アルビノーニのラルゴ(作品2より)
文化祭が終わり、我が中学の弦楽合奏部は新たなるステージへ向けて練習が始まりました。
とりあえずクリスマスに向けて何かやろうということになりまして(仏教校ですが)、2,3年生にはこの曲を与えました。
作品2のソナタ2番の1楽章。ラルゴ。クリスマスにふさわしい聖なる響きです。ほとんど知られていない隠れた名曲です。
アルビノーニと言えば「アルビノーニのアダージョ」が有名ですが、あれは実はアルビノーニでもなんでもなく、現代の作曲家ジャゾットの完全なるオリジナルです。というか、あれはどう聴いてもバロックではありませよね。あの時代、ああいう似非バロックが流行りました。
こちらは正真正銘のアルビノーニの「ラルゴ」です。たしかにアルビノーニの緩徐楽章はどれも美しいですよね。日本人好みの叙情性があります。

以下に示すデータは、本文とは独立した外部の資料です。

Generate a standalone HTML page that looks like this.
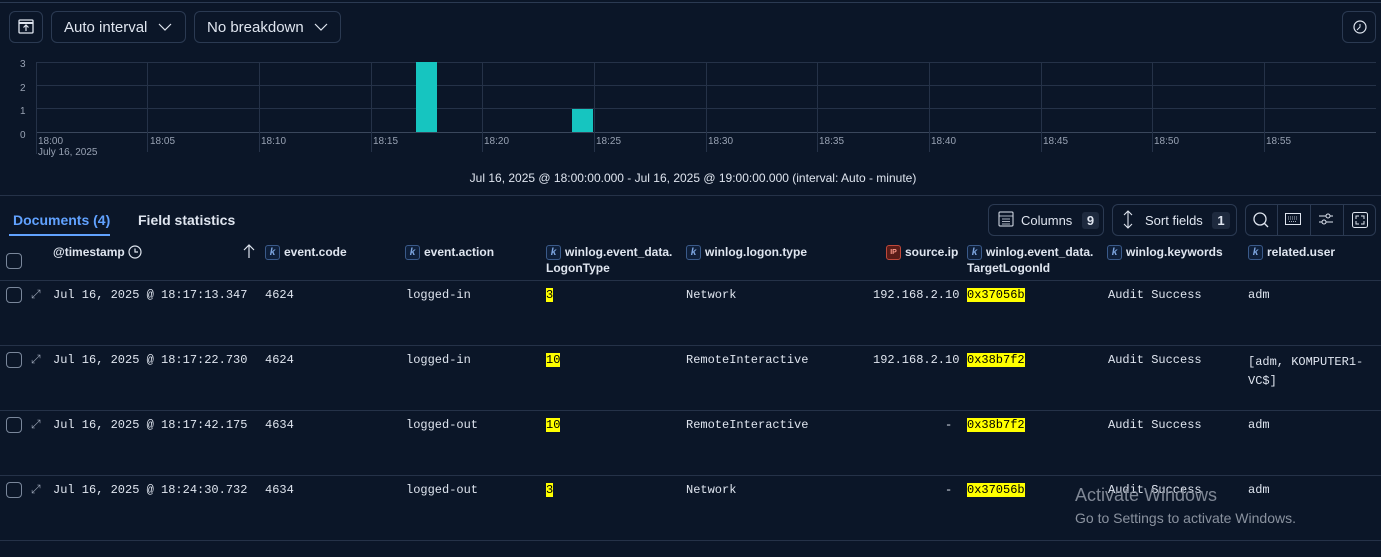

生徒はもちろん初めて聴く曲です。ほとんど自分の趣味ですね。私、アルビノーニ大好きですから。しかし、なかなか演奏する機会はありません。
特にこの作品2なんか、ほとんど日本では演奏されないのではないでしょうか。
ソナタ(シンフォニア)とコンチェルト集と題されたこの作品2は、ある意味、アルビノーニらしさが満載の素晴らしい曲集です。
まず、5声のための合奏曲集であるというところがよい。原譜では、ヴァイオリン2本に、アルト・ヴィオラとテナー・ヴィオラ、そして通奏低音という編成になっています。
中期バロックによくある、中声部の充実した響き。これがいいんですよねえ。
非常に美しい和声に満ちているとともに、アルビノーニらしい対位法も聴けます。アルビノーニのフーガ楽章はシンプルでキャッチー。完璧に私好みです。
ま、つまらぬ説明はいいとして、とにかくお聴きください。キアラ・バンキーニたちによる名演です。
自分もいつか古楽器で弾きたいなあ…。